§ WHAT THE TASK REQUIRES
From the entries below, count every line that contains the word "screenshot". Please give the number and nothing else.

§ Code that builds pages

[BEGIN]

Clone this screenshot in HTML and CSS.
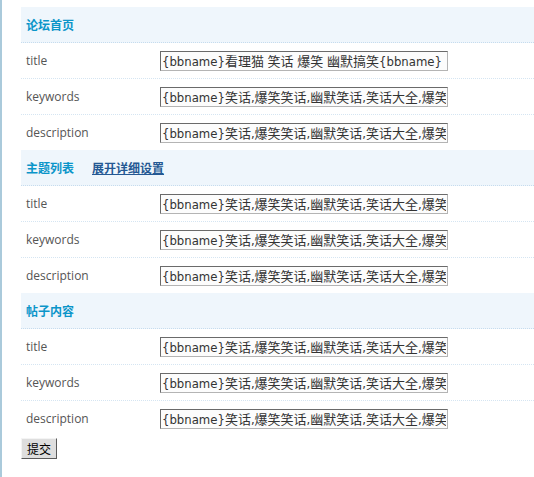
FILE: index.html
```html
<!DOCTYPE html>
<html lang="zh-CN">
<head>
<meta charset="utf-8">
<title>SEO设置</title>
<link rel="stylesheet" href="styles.css">
</head>
<body>
<form class="seo-form">
  <div class="section-head"><span class="section-title">论坛首页</span></div>
  <div class="row"><span class="label">title</span><input class="field" type="text" value="{bbname}看理猫 笑话 爆笑 幽默搞笑{bbname}"></div>
  <div class="row"><span class="label">keywords</span><input class="field" type="text" value="{bbname}笑话,爆笑笑话,幽默笑话,笑话大全,爆笑短信"></div>
  <div class="row row-last"><span class="label">description</span><input class="field" type="text" value="{bbname}笑话,爆笑笑话,幽默笑话,笑话大全,爆笑短信"></div>

  <div class="section-head"><span class="section-title">主题列表</span><a class="section-link" href="#">展开详细设置</a></div>
  <div class="row"><span class="label">title</span><input class="field" type="text" value="{bbname}笑话,爆笑笑话,幽默笑话,笑话大全,爆笑短信"></div>
  <div class="row"><span class="label">keywords</span><input class="field" type="text" value="{bbname}笑话,爆笑笑话,幽默笑话,笑话大全,爆笑短信"></div>
  <div class="row row-last"><span class="label">description</span><input class="field" type="text" value="{bbname}笑话,爆笑笑话,幽默笑话,笑话大全,爆笑短信"></div>

  <div class="section-head"><span class="section-title">帖子内容</span></div>
  <div class="row"><span class="label">title</span><input class="field" type="text" value="{bbname}笑话,爆笑笑话,幽默笑话,笑话大全,爆笑短信"></div>
  <div class="row"><span class="label">keywords</span><input class="field" type="text" value="{bbname}笑话,爆笑笑话,幽默笑话,笑话大全,爆笑短信"></div>
  <div class="row row-last"><span class="label">description</span><input class="field" type="text" value="{bbname}笑话,爆笑笑话,幽默笑话,笑话大全,爆笑短信"></div>

  <button class="submit" type="button">提交</button>
</form>
</body>
</html>
```

FILE: styles.css
```css
html, body {
  margin: 0;
  padding: 0;
}

body {
  min-height: 100vh;
  box-sizing: border-box;
  border-left: 2px solid #aacadb;
  padding: 7px 0 0 19px;
  background: #fff;
  font-family: "Open Sans", "Noto Sans CJK SC", sans-serif;
  font-size: 12px;
  color: #555;
  overflow: hidden;
}

.seo-form {
  display: flex;
  flex-direction: column;
  align-items: stretch;
}

.section-head {
  display: flex;
  align-items: center;
  height: 35px;
  padding: 0 5px;
  background: #eff6fc;
  border-bottom: 1px dotted #c6dcee;
}

.section-title {
  font-family: "Noto Sans CJK SC", sans-serif;
  font-weight: bold;
  font-size: 12px;
  color: #0b95c9;
}

.section-link {
  margin-left: 18px;
  font-family: "Noto Sans CJK SC", sans-serif;
  font-weight: bold;
  font-size: 12px;
  color: #245893;
  text-decoration: underline;
}

.row {
  display: grid;
  grid-template-columns: 134px 1fr;
  align-items: center;
  height: 35px;
  padding-left: 5px;
  border-bottom: 1px dotted #d5e5f2;
}

.row-last {
  border-bottom: none;
}

.label {
  color: #555;
  font-size: 12px;
}

.field {
  width: 288px;
  height: 20px;
  box-sizing: border-box;
  margin: 0;
  padding: 0 1px;
  border: 1px solid;
  border-color: #6a6a6a #b4b4b4 #b4b4b4 #6a6a6a;
  background: #fcfcfc;
  font-family: "DejaVu Sans Condensed", "DejaVu Sans", "Noto Sans CJK SC", sans-serif;
  font-stretch: condensed;
  font-size: 13px;
  color: #333;
  outline: none;
}

.submit {
  align-self: flex-start;
  margin-top: 2px;
  width: 36px;
  height: 21px;
  padding: 0;
  border: 1px solid;
  border-color: #f4f4f4 #5a5a5a #5a5a5a #f4f4f4;
  background: #dedede;
  font-family: "Noto Sans CJK SC", sans-serif;
  font-size: 12px;
  color: #000;
}
```
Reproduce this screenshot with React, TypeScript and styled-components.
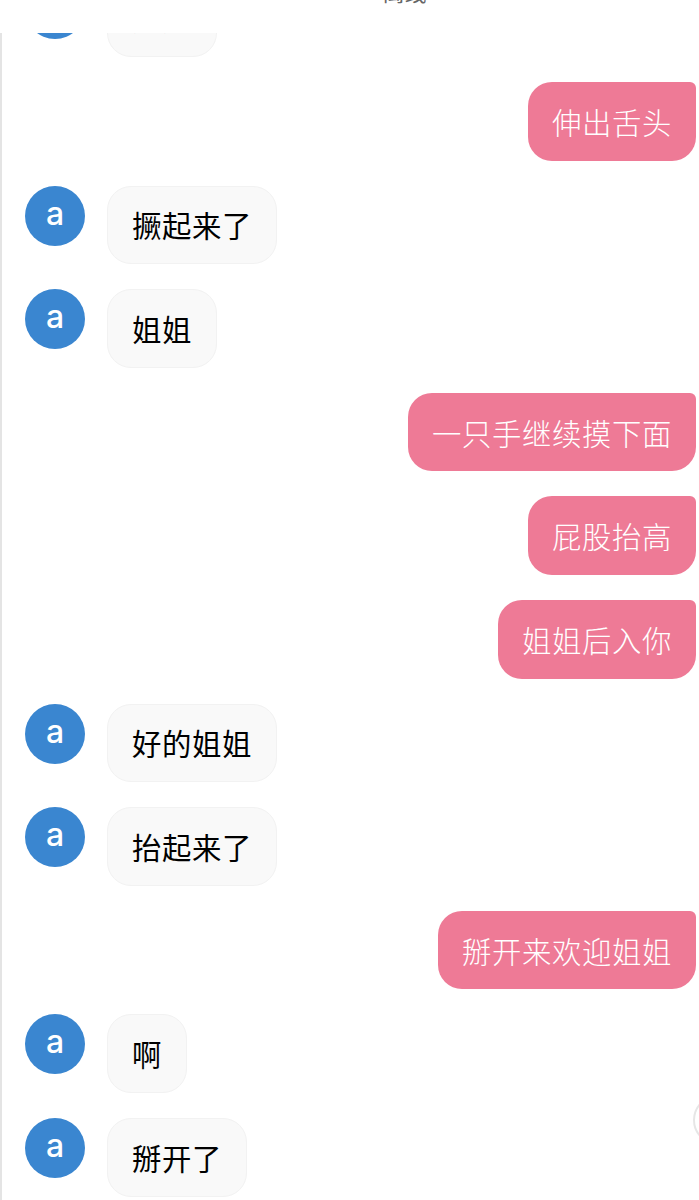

[END]

§ RESULT FOR THIS EXERCISE
2